I would have to say, "Yes!" It means that I am responding in the affirmitive, possibly in a grudging or reluctant manner. The source of the reluctance can be different, depending on the situation.
When is it used?
It is a way to soften the blow when the answer is "yes" but you don't want to hurt someone's feelings. "Does that hat look silly on you? Well, to be honest, I would have to say, 'Yes.'"
It is also used to provide some perceived distance from a position while still agreeing with the position. "Has President Bush exceeded his constitutional powers in this case? After reviewing the transcripts of the Senate hearings, I would have to say, 'Yes.'" Here, the implication is that the facts are what compel you to agree, not a preconceived notion or prejudice.
"Is this a valid phrase? In the absence of more context, I would have to say yes." Here, the reluctance is caused by a lack of information that is forcing a supposition.

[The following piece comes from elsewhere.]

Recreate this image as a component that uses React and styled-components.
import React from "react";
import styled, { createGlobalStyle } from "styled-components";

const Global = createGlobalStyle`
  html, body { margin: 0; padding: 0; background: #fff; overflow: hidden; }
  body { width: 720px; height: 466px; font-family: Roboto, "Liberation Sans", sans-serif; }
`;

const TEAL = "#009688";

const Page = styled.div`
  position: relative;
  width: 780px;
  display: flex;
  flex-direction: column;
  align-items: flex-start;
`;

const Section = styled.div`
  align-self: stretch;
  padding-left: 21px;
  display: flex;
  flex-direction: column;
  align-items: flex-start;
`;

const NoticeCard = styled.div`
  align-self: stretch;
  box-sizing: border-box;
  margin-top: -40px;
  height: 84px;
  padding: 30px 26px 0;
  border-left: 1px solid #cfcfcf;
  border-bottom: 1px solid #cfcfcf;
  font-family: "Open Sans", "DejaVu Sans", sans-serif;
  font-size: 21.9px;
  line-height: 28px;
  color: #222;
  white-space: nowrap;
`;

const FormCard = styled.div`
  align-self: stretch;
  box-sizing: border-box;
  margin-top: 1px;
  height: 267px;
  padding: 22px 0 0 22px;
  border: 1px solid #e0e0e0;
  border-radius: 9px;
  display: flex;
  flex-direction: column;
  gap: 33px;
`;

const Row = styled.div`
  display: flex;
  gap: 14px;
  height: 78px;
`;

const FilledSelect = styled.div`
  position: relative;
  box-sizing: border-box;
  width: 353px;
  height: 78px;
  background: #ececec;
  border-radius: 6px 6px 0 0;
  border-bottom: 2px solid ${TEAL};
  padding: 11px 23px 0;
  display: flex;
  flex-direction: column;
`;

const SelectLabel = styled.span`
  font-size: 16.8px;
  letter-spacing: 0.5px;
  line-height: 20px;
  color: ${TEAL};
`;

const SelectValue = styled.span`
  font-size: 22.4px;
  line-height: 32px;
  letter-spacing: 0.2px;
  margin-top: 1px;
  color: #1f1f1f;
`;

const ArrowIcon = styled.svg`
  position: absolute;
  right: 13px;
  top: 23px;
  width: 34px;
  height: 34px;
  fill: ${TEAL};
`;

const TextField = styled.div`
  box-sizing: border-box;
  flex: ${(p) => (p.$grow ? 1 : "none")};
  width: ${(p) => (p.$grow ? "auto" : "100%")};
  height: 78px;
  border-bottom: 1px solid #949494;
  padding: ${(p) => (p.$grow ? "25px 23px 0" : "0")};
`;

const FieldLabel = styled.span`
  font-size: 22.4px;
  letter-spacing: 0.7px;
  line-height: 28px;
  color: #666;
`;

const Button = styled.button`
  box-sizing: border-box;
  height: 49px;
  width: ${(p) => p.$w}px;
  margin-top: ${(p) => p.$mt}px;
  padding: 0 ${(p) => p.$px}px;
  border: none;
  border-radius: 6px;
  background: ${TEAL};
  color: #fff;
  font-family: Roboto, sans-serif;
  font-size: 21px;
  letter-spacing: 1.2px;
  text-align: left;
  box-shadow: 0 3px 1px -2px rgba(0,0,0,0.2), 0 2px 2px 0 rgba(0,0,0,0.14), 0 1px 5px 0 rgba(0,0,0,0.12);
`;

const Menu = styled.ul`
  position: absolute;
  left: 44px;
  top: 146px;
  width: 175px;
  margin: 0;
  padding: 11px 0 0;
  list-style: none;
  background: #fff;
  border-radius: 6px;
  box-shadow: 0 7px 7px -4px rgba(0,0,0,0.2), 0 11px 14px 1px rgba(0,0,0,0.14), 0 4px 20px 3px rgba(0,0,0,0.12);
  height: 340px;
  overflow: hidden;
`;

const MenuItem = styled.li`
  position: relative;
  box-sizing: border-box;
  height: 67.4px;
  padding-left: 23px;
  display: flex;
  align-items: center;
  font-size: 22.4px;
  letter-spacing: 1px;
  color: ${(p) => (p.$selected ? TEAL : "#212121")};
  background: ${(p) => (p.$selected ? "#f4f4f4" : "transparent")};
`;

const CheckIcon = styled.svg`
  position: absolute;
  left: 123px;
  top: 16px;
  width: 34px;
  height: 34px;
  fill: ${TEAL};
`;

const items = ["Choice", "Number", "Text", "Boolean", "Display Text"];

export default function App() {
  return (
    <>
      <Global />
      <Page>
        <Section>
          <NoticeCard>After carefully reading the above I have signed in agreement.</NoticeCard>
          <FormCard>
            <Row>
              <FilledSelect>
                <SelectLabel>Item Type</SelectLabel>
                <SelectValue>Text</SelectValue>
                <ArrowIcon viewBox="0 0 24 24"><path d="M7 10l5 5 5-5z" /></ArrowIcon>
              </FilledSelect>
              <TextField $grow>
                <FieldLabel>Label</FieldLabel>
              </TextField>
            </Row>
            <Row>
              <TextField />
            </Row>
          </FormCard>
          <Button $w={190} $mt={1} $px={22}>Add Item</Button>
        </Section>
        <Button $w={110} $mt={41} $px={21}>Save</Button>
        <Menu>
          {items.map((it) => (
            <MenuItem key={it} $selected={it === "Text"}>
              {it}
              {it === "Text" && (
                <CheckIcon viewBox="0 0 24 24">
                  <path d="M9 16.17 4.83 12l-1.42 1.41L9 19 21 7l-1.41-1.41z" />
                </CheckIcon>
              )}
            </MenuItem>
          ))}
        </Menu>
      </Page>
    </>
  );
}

I'm sure others will be able to explain more succinctly. I hope the examples help in some way.
It's an expression of tentative or noncommittal agreement.
Sometimes you ask a question that is a bit of a puzzler, or one that I haven't really considered before.

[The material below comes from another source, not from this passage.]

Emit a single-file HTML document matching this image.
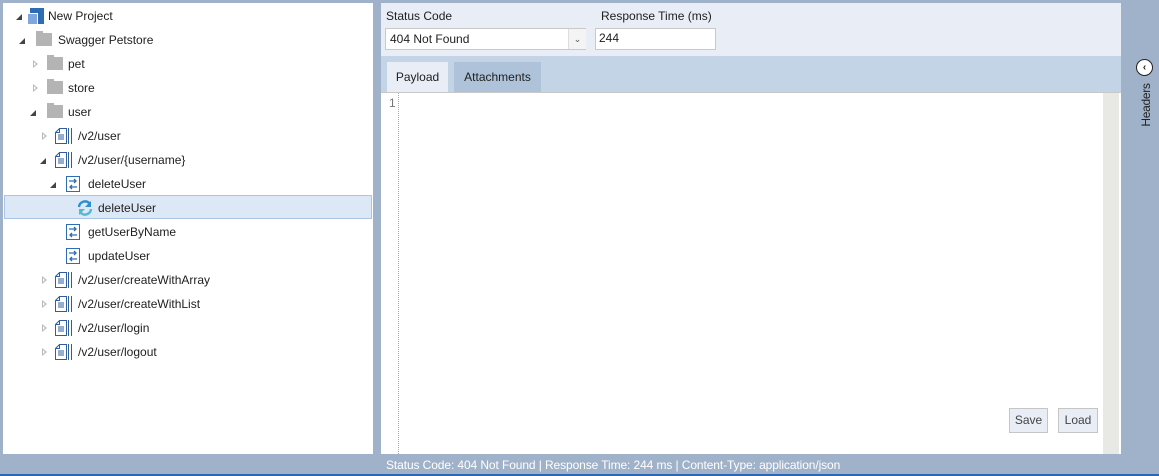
<!DOCTYPE html><html><head><style>
body{margin:0;width:1159px;height:476px;background:#a0b2c9;font-family:"Liberation Sans",sans-serif;font-size:12px;color:#1e1e1e;position:relative;overflow:hidden}
.abs{position:absolute}
#left{left:3px;top:3px;width:370px;height:451px;background:#fff}
.row{position:absolute;height:24px;line-height:24px;white-space:nowrap}
.row .t{position:absolute;top:0}
.arr{position:absolute;top:8px;width:0;height:0}
.open{border-left:6px solid transparent;border-bottom:6px solid #444;top:10px}
.closed{border-top:4px solid transparent;border-bottom:4px solid transparent;border-left:5px solid #bbb}
.closed:after{content:"";position:absolute;left:-4px;top:-2px;border-top:2px solid transparent;border-bottom:2px solid transparent;border-left:2px solid #fff}
.fold{position:absolute;top:5px;width:16px;height:13px;background:#b4b4b4}
.fold:before{content:"";position:absolute;left:0;top:-2px;width:7px;height:2px;background:#b4b4b4}
svg{position:absolute}
#right{left:381px;top:3px;width:740px;height:451px;background:#fff}
</style></head><body>
<div id="left" class="abs">
 <div class="row" style="top:1px;left:0;width:370px">
  <div class="arr open" style="left:13px"></div>
  <svg style="left:24px;top:4px" width="17" height="16"><rect x="3" y="0" width="14" height="16" fill="#2e6db4"/><rect x="0" y="5" width="11" height="11" fill="#fff"/><rect x="1" y="6" width="9" height="10" fill="#7ea8dd"/></svg>
  <span class="t" style="left:45px">New Project</span></div>
 <div class="row" style="top:25px">
  <div class="arr open" style="left:16px"></div><div class="fold" style="left:33px"></div>
  <span class="t" style="left:55px">Swagger Petstore</span></div>
 <div class="row" style="top:49px"><div class="arr closed" style="left:30px"></div><div class="fold" style="left:44px"></div><span class="t" style="left:65px">pet</span></div>
 <div class="row" style="top:73px"><div class="arr closed" style="left:30px"></div><div class="fold" style="left:44px"></div><span class="t" style="left:65px">store</span></div>
 <div class="row" style="top:97px"><div class="arr open" style="left:27px"></div><div class="fold" style="left:44px"></div><span class="t" style="left:65px">user</span></div>

 <div class="row" style="top:121px"><div class="arr closed" style="left:39px"></div>
  <svg style="left:52px;top:4px" width="18" height="16"><path d="M4.5 .5h7v15h-11V4.5z M.5 4.5h4v-4" fill="#fff" stroke="#2e5e9e"/><path d="M3 7h6M3 9h6M3 11h6" stroke="#2e5e9e"/><path d="M13.5 0v16M16.5 0v16" stroke="#2e5e9e"/></svg>
  <span class="t" style="left:75px">/v2/user</span></div>
 <div class="row" style="top:145px"><div class="arr open" style="left:37px"></div>
  <svg style="left:52px;top:4px" width="18" height="16"><path d="M4.5 .5h7v15h-11V4.5z M.5 4.5h4v-4" fill="#fff" stroke="#2e5e9e"/><path d="M3 7h6M3 9h6M3 11h6" stroke="#2e5e9e"/><path d="M13.5 0v16M16.5 0v16" stroke="#2e5e9e"/></svg>
  <span class="t" style="left:75px">/v2/user/{username}</span></div>
 <div class="row" style="top:169px"><div class="arr open" style="left:47px"></div>
  <svg style="left:63px;top:4px" width="14" height="16"><rect x=".5" y=".5" width="13" height="15" fill="#fff" stroke="#2e6db4"/><path d="M3 5h7M8 3l2 2-2 2M11 11H4M6 9l-2 2 2 2" fill="none" stroke="#2e6db4" stroke-width="1.3"/></svg>
  <span class="t" style="left:85px">deleteUser</span></div>
 <div class="row" style="top:192px;left:1px;width:366px;height:22px;line-height:22px;background:#dde8f6;border:1px solid #a8c4e6"></div>
 <div class="row" style="top:193px">
  <svg style="left:74px;top:4px" width="16" height="16"><path d="M2 7a6 6 0 0 1 10.5-3.5" fill="none" stroke="#2e8fcf" stroke-width="2.4"/><path d="M14 1v6h-6z" fill="#2e8fcf"/><path d="M14 9a6 6 0 0 1-10.5 3.5" fill="none" stroke="#4fbad0" stroke-width="2.4"/><path d="M2 15v-6h6z" fill="#4fbad0"/></svg>
  <span class="t" style="left:95px">deleteUser</span></div>
 <div class="row" style="top:217px">
  <svg style="left:63px;top:4px" width="14" height="16"><rect x=".5" y=".5" width="13" height="15" fill="#fff" stroke="#2e6db4"/><path d="M3 5h7M8 3l2 2-2 2M11 11H4M6 9l-2 2 2 2" fill="none" stroke="#2e6db4" stroke-width="1.3"/></svg>
  <span class="t" style="left:85px">getUserByName</span></div>
 <div class="row" style="top:241px">
  <svg style="left:63px;top:4px" width="14" height="16"><rect x=".5" y=".5" width="13" height="15" fill="#fff" stroke="#2e6db4"/><path d="M3 5h7M8 3l2 2-2 2M11 11H4M6 9l-2 2 2 2" fill="none" stroke="#2e6db4" stroke-width="1.3"/></svg>
  <span class="t" style="left:85px">updateUser</span></div>
 <div class="row" style="top:265px"><div class="arr closed" style="left:39px"></div>
  <svg style="left:52px;top:4px" width="18" height="16"><path d="M4.5 .5h7v15h-11V4.5z M.5 4.5h4v-4" fill="#fff" stroke="#2e5e9e"/><path d="M3 7h6M3 9h6M3 11h6" stroke="#2e5e9e"/><path d="M13.5 0v16M16.5 0v16" stroke="#2e5e9e"/></svg>
  <span class="t" style="left:75px">/v2/user/createWithArray</span></div>
 <div class="row" style="top:289px"><div class="arr closed" style="left:39px"></div>
  <svg style="left:52px;top:4px" width="18" height="16"><path d="M4.5 .5h7v15h-11V4.5z M.5 4.5h4v-4" fill="#fff" stroke="#2e5e9e"/><path d="M3 7h6M3 9h6M3 11h6" stroke="#2e5e9e"/><path d="M13.5 0v16M16.5 0v16" stroke="#2e5e9e"/></svg>
  <span class="t" style="left:75px">/v2/user/createWithList</span></div>
 <div class="row" style="top:313px"><div class="arr closed" style="left:39px"></div>
  <svg style="left:52px;top:4px" width="18" height="16"><path d="M4.5 .5h7v15h-11V4.5z M.5 4.5h4v-4" fill="#fff" stroke="#2e5e9e"/><path d="M3 7h6M3 9h6M3 11h6" stroke="#2e5e9e"/><path d="M13.5 0v16M16.5 0v16" stroke="#2e5e9e"/></svg>
  <span class="t" style="left:75px">/v2/user/login</span></div>
 <div class="row" style="top:337px"><div class="arr closed" style="left:39px"></div>
  <svg style="left:52px;top:4px" width="18" height="16"><path d="M4.5 .5h7v15h-11V4.5z M.5 4.5h4v-4" fill="#fff" stroke="#2e5e9e"/><path d="M3 7h6M3 9h6M3 11h6" stroke="#2e5e9e"/><path d="M13.5 0v16M16.5 0v16" stroke="#2e5e9e"/></svg>
  <span class="t" style="left:75px">/v2/user/logout</span></div>
</div>

<div id="right" class="abs">
 <div class="abs" style="left:0;top:0;width:740px;height:53px;background:#e8edf6"></div>
 <div class="abs" style="left:5px;top:6px">Status Code</div>
 <div class="abs" style="left:220px;top:6px">Response Time (ms)</div>
 <div class="abs" style="left:4px;top:25px;width:199px;height:20px;background:#fff;border:1px solid #c9c9c9"><span class="abs" style="left:4px;top:3px">404 Not Found</span><div class="abs" style="left:182px;top:0;width:17px;height:20px;border-left:1px solid #ddd;background:#f4f4f4;text-align:center;font-size:9px;line-height:20px;color:#555">&#8964;</div></div>
 <div class="abs" style="left:214px;top:25px;width:119px;height:20px;background:#fff;border:1px solid #c9c9c9"><span class="abs" style="left:3px;top:2px">244</span></div>
 <div class="abs" style="left:0;top:53px;width:740px;height:36px;background:#c2d4e6"></div>
 <div class="abs" style="left:6px;top:59px;width:61px;height:30px;background:#e8edf6;text-align:center;line-height:30px">Payload</div>
 <div class="abs" style="left:73px;top:59px;width:87px;height:30px;background:#aec3da;text-align:center;line-height:30px">Attachments</div>
 <div class="abs" style="left:0;top:89px;width:740px;height:1px;background:#c8c8c8"></div>
 <div class="abs" style="left:8px;top:93px;color:#777">1</div>
 <div class="abs" style="left:17px;top:90px;height:361px;border-left:1px dotted #aaa"></div>
 <div class="abs" style="left:722px;top:90px;width:16px;height:361px;background:#e8e8e4"></div>
 <div class="abs" style="left:628px;top:405px;width:37px;height:23px;background:#e8edf6;border:1px solid #c5c5c5;text-align:center;line-height:23px;color:#444">Save</div>
 <div class="abs" style="left:677px;top:405px;width:38px;height:23px;background:#e8edf6;border:1px solid #c5c5c5;text-align:center;line-height:23px;color:#444">Load</div>
</div>
<div class="abs" style="left:1136px;top:59px;width:15px;height:15px;border:1px solid #222;border-radius:50%;background:#fff;text-align:center;line-height:15px;font-size:10px;font-weight:bold">&#8249;</div>
<div class="abs" style="left:1106px;top:97px;width:80px;height:16px;line-height:16px;transform:rotate(-90deg);transform-origin:50% 50%;color:#222;text-align:center;letter-spacing:-0.3px">Headers</div>
<div class="abs" style="left:386px;top:458px;color:#fff;letter-spacing:-0.1px">Status Code: 404 Not Found | Response Time: 244 ms | Content-Type: application/json</div>
<div class="abs" style="left:0;top:474px;width:1159px;height:2px;background:#2b67b0"></div>
</body></html>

After a lot of consideration, I feels silly saying "yes, you're right," especially if it was a simple question-- all the old-timers here can tell you the brand-new learner can ask simple questions that prove most difficult to answer.
So, to account for the time I spend pondering over these simple questions, I will sometimes say "I would have to say yes!"
Meaning I'm still puzzled, but I've exhausted all the "no" possibilities I can think of. There's so much the native speakers of any language take for granted-- newcomers always notice, and they always want to know the why of it.
And of course we always try to answer. Problem is, we learned these expressions as naive children, and didn't question why things in our language are the way they are.
As for the grammar, it's very complex because it implies an "if clause" in the subjunctive.
"If I'm not mistaken," I would have to say yes.
"Since I can't come up with any reason not to," I would have to say yes.
"Unless there's something I'm overlooking" (due to ignorance I don't want to admit to)-- I would have to say yes.
Ignoring the exclamation point, I can think of two ways where this would be used. One would be that someone is asking a person a question where the person being asked the question is acting under regulation of a third party. e.g. if the person asking the question said "what would you have to do if ..." and the person being asked the question, knowing they are required by a third party (perhaps their boss) to say yes, would respond "I would have to say yes." The second and, I think, much more common usage of this would be when some is pretty confident the answer is yes but not completely sure, often in a hypothetical situation such as an ethical question or a result to an upcoming situation. e.g. A friend bought something at a store but it didn't work right and s/he still had the receipt and that person asked you if you thought the store would refund the money. You might respond with "I'm pretty sure they will" or you might say "I would have to say yes." There is definitely nothing grammatically incorrect with the first usage I mentioned, but I am not sure on the second.